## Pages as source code

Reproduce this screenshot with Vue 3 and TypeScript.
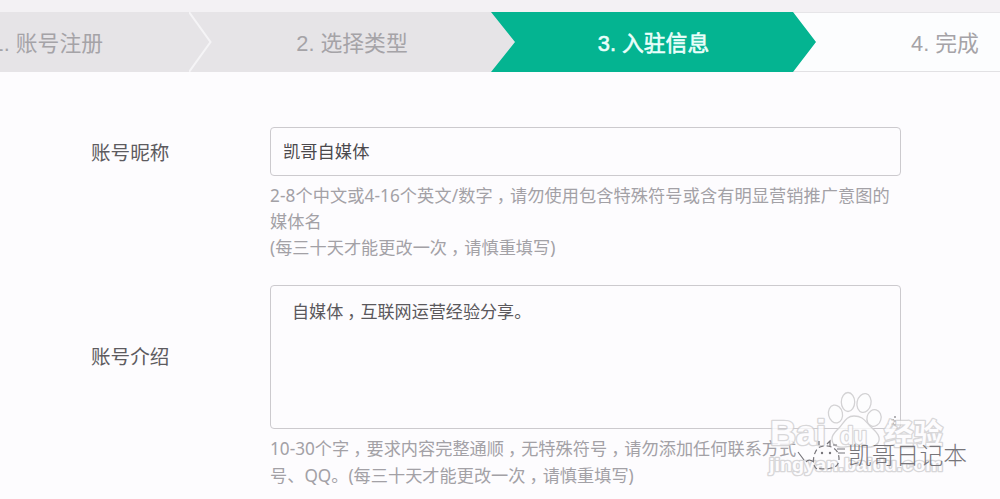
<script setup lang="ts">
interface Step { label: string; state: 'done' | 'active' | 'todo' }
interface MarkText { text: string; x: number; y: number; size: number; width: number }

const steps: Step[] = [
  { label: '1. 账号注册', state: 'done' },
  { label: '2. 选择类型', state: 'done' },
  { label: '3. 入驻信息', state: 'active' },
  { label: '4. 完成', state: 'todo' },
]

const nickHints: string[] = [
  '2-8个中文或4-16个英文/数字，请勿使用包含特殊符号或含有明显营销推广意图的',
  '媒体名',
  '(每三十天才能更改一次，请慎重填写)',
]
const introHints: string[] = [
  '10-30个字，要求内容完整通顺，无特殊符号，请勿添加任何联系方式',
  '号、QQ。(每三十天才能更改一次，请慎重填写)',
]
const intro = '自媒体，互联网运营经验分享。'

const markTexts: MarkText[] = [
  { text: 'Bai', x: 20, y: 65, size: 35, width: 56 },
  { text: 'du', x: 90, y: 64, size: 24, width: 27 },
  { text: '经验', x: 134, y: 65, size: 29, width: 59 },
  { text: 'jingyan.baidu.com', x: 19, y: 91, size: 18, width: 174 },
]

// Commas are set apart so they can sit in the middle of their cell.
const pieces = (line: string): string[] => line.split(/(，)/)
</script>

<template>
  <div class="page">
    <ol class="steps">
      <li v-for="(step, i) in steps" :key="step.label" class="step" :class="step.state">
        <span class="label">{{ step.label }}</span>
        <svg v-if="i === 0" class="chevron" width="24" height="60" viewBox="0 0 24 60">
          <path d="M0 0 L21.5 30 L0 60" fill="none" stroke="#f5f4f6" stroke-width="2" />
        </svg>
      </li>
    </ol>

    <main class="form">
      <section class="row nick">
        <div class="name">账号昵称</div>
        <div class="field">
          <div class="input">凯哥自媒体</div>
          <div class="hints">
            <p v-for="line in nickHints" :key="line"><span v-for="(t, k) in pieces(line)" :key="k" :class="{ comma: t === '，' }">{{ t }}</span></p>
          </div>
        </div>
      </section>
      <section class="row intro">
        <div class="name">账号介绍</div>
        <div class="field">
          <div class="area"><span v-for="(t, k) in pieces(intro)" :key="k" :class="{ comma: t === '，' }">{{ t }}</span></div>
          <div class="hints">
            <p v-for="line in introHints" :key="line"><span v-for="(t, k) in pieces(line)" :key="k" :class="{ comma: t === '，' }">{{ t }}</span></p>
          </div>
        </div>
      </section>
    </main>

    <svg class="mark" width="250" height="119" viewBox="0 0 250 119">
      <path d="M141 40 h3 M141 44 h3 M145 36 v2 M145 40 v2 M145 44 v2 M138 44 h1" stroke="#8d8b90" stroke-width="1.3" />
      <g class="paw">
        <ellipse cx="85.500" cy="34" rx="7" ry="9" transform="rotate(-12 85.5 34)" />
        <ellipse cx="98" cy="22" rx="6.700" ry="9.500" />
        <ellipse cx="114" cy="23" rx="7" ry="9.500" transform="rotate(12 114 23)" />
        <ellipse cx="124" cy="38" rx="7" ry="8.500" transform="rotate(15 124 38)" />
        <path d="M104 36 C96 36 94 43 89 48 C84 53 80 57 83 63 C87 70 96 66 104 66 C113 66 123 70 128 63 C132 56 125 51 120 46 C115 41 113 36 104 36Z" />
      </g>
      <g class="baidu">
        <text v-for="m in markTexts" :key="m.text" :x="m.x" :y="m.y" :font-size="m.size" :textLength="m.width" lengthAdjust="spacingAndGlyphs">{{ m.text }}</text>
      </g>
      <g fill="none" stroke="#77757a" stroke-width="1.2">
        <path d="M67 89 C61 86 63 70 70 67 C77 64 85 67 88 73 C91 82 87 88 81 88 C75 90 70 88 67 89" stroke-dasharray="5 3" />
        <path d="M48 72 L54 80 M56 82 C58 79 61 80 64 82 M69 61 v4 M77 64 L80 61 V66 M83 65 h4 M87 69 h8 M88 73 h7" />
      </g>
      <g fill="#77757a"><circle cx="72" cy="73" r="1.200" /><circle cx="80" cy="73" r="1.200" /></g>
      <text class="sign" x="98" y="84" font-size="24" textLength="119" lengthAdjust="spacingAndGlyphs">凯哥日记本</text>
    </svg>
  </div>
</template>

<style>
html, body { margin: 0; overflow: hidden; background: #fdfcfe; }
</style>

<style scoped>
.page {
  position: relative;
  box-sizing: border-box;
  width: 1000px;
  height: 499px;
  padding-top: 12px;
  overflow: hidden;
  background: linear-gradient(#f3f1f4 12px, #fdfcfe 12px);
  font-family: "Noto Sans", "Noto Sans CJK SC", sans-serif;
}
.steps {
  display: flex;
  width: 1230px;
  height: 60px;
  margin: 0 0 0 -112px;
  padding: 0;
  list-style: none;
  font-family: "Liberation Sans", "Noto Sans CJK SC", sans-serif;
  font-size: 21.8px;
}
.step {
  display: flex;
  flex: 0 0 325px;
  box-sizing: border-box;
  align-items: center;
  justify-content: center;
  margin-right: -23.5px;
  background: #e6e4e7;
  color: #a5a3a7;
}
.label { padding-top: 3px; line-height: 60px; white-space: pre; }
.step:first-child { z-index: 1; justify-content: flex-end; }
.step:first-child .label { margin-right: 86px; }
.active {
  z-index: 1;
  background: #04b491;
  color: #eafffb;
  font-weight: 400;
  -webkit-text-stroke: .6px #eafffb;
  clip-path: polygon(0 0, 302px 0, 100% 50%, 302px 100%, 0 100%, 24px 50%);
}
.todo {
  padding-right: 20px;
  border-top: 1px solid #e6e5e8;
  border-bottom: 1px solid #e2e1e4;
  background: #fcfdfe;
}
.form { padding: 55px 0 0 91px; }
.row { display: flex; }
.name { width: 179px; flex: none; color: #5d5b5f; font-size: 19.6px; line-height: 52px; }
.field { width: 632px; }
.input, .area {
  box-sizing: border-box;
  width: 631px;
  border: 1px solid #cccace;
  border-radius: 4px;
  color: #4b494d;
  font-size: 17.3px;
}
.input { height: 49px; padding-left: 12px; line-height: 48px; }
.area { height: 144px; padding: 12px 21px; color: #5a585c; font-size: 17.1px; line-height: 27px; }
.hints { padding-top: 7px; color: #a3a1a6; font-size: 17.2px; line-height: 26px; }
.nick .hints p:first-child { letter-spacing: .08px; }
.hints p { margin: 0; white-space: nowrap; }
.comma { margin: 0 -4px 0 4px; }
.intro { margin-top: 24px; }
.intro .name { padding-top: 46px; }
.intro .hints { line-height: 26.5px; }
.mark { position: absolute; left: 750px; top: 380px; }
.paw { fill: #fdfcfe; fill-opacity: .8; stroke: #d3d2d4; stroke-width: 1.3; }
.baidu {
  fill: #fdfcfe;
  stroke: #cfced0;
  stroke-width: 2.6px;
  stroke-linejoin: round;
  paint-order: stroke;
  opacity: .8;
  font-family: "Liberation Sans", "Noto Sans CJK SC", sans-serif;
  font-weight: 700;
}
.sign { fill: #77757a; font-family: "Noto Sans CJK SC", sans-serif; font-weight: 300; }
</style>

---

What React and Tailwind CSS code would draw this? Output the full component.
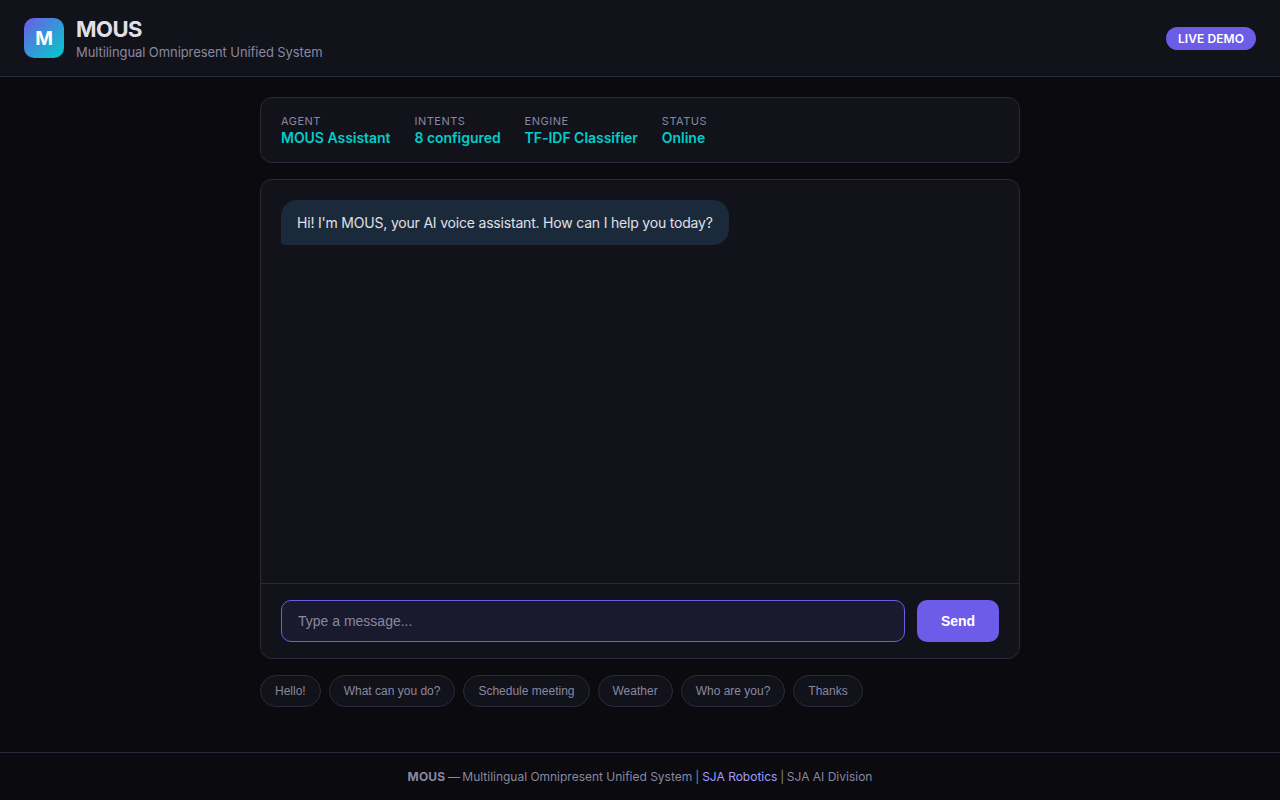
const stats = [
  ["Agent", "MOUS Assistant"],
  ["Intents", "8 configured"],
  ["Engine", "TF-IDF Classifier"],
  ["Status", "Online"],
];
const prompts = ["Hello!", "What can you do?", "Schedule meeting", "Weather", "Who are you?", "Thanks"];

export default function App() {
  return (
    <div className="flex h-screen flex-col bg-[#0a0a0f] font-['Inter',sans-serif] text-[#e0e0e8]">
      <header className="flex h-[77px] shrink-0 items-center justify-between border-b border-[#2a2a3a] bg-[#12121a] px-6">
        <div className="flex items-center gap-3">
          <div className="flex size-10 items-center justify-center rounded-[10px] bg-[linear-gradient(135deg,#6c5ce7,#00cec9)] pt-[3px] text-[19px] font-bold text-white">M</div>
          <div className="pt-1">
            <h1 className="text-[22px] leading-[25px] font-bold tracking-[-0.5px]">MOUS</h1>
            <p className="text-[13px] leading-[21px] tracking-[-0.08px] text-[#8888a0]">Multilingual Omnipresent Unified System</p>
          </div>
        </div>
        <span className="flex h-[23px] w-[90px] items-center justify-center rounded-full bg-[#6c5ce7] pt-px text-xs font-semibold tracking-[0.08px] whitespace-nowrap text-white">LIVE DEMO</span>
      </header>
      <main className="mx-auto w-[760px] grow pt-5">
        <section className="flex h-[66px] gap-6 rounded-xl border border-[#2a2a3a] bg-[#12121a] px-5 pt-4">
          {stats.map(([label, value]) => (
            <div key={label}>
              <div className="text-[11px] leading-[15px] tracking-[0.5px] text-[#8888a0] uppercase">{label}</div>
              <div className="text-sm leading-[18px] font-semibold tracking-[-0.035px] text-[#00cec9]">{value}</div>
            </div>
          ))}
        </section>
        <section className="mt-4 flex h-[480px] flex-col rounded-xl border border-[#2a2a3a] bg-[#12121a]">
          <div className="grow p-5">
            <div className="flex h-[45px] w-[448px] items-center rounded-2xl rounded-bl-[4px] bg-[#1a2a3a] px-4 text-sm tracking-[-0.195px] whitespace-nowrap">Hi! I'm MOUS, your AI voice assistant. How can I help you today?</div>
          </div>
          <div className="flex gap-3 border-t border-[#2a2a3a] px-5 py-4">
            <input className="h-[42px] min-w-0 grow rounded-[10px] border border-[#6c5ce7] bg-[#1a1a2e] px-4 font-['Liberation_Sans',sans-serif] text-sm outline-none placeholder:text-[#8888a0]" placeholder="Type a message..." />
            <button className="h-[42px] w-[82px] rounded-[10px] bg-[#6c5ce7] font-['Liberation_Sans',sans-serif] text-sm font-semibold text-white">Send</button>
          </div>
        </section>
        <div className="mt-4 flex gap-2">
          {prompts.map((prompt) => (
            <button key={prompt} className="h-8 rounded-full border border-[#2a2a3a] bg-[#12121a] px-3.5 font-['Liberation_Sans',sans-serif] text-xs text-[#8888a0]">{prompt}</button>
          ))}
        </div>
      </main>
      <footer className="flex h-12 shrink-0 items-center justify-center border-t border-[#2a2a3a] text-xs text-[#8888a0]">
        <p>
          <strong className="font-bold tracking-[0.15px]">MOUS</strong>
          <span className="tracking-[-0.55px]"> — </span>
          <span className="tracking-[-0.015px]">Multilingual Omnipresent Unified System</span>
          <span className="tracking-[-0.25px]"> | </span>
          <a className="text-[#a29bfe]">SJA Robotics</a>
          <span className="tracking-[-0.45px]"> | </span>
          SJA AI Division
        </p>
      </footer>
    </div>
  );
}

* * *

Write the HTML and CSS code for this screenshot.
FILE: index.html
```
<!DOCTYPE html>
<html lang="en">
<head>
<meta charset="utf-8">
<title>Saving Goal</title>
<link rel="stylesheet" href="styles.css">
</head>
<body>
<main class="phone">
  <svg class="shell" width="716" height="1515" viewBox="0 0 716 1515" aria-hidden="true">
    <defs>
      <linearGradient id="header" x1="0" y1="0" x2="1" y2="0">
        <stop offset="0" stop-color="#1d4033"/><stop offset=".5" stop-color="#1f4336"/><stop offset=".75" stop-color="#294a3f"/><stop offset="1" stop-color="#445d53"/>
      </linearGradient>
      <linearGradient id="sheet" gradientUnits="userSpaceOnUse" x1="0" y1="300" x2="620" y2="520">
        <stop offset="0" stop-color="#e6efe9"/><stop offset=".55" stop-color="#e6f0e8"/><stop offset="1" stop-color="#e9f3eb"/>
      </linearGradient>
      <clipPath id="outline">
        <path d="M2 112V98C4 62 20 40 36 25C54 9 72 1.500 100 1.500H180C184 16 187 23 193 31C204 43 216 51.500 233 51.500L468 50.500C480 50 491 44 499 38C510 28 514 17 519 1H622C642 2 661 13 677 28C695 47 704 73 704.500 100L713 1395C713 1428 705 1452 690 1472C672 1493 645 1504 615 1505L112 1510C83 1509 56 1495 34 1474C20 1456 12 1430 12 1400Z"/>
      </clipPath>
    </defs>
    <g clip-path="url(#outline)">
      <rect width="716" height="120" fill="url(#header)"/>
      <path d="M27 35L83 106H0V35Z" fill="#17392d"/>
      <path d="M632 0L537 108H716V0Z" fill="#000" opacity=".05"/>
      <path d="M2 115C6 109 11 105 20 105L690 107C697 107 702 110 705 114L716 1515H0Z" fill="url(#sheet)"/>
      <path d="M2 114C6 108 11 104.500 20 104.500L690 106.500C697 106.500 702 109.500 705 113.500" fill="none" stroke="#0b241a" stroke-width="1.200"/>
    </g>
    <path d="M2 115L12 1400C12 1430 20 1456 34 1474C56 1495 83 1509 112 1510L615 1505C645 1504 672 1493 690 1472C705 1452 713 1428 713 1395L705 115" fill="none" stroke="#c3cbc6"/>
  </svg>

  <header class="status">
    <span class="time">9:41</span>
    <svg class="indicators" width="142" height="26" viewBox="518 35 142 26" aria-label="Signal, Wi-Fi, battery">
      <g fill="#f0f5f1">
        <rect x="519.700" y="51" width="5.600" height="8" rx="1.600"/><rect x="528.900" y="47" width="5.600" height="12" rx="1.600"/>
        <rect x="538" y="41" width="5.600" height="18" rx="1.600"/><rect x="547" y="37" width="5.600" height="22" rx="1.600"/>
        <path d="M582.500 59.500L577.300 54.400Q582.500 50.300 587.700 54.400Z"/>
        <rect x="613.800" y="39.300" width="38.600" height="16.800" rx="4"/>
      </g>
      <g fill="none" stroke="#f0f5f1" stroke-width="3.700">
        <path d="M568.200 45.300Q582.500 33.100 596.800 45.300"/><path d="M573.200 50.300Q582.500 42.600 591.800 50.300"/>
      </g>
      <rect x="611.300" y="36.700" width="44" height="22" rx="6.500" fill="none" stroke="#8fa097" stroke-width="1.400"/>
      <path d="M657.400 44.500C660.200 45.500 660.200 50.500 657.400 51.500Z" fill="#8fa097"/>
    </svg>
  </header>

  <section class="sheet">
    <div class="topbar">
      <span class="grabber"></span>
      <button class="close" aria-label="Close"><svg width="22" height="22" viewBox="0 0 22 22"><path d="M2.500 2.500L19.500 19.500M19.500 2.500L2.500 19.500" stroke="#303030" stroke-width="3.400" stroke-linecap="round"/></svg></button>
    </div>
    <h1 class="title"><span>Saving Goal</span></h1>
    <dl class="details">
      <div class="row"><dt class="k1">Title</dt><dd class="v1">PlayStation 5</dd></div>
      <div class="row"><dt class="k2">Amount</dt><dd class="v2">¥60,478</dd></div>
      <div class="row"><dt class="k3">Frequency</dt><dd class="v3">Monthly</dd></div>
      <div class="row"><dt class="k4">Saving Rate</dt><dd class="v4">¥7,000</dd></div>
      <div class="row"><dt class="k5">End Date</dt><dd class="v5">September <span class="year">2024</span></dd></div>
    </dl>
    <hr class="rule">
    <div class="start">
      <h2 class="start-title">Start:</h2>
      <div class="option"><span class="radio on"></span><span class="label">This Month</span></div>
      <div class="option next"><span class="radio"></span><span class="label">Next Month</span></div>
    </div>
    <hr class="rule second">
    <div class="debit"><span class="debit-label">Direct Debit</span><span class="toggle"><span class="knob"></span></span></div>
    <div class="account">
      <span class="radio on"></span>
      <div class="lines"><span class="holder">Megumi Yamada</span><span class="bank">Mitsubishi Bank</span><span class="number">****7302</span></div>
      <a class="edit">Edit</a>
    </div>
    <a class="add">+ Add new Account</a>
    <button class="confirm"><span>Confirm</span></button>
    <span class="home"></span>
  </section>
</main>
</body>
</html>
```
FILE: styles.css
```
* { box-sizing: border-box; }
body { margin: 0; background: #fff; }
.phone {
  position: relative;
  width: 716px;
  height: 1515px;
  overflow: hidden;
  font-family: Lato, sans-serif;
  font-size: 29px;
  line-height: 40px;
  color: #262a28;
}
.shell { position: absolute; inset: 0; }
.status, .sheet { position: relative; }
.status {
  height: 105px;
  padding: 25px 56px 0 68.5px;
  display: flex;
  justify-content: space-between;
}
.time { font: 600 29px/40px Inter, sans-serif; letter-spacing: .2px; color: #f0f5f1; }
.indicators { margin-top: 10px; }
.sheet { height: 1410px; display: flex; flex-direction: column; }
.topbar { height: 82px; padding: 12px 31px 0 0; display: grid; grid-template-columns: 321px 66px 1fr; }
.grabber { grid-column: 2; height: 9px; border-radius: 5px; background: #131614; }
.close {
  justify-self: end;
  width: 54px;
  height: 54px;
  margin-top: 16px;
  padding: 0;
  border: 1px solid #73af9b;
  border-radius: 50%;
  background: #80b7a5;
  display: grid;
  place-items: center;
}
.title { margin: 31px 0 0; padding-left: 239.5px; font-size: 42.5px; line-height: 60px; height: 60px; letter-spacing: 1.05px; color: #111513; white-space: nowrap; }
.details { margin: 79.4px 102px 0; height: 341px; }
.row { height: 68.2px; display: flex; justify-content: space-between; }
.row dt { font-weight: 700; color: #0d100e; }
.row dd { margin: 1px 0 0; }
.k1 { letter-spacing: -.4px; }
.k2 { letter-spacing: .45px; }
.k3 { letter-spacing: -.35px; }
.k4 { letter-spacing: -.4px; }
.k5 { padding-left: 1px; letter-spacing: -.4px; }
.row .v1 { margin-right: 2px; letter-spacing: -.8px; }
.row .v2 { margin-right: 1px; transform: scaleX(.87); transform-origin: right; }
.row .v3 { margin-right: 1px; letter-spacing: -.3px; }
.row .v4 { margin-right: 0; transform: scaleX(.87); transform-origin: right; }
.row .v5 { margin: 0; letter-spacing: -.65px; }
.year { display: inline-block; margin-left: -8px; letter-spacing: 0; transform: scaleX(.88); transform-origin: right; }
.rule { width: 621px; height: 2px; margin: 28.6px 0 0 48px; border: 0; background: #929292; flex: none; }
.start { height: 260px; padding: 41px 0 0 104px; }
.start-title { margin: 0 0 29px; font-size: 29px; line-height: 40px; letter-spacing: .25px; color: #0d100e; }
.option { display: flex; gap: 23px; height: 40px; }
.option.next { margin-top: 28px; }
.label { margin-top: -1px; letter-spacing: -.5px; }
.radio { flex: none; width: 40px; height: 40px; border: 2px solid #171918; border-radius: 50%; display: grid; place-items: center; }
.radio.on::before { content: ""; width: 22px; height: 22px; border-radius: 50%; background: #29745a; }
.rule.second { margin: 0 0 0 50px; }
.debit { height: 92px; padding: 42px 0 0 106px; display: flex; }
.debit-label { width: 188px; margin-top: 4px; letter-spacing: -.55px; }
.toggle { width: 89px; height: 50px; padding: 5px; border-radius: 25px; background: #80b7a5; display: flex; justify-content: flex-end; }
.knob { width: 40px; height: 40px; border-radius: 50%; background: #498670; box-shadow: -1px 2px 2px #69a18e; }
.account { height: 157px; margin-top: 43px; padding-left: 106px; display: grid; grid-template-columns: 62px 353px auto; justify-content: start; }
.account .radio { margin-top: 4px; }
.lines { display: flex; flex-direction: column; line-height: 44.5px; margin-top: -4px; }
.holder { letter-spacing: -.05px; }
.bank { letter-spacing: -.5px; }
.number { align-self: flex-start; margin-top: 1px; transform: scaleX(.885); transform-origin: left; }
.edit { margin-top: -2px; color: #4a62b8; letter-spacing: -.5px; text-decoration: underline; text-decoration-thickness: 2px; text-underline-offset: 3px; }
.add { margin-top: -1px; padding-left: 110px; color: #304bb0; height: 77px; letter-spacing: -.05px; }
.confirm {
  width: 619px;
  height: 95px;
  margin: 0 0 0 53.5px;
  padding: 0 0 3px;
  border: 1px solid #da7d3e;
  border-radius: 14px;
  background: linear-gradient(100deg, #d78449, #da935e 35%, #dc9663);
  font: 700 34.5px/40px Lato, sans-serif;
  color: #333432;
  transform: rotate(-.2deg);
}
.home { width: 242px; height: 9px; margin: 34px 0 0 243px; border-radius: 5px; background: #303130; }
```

## Short problem
Where a line of the records above holds the word "What", copy that line.

## Exercise output
What React and Tailwind CSS code would draw this? Output the full component.
const prompts = ["Hello!", "What can you do?", "Schedule meeting", "Weather", "Who are you?", "Thanks"];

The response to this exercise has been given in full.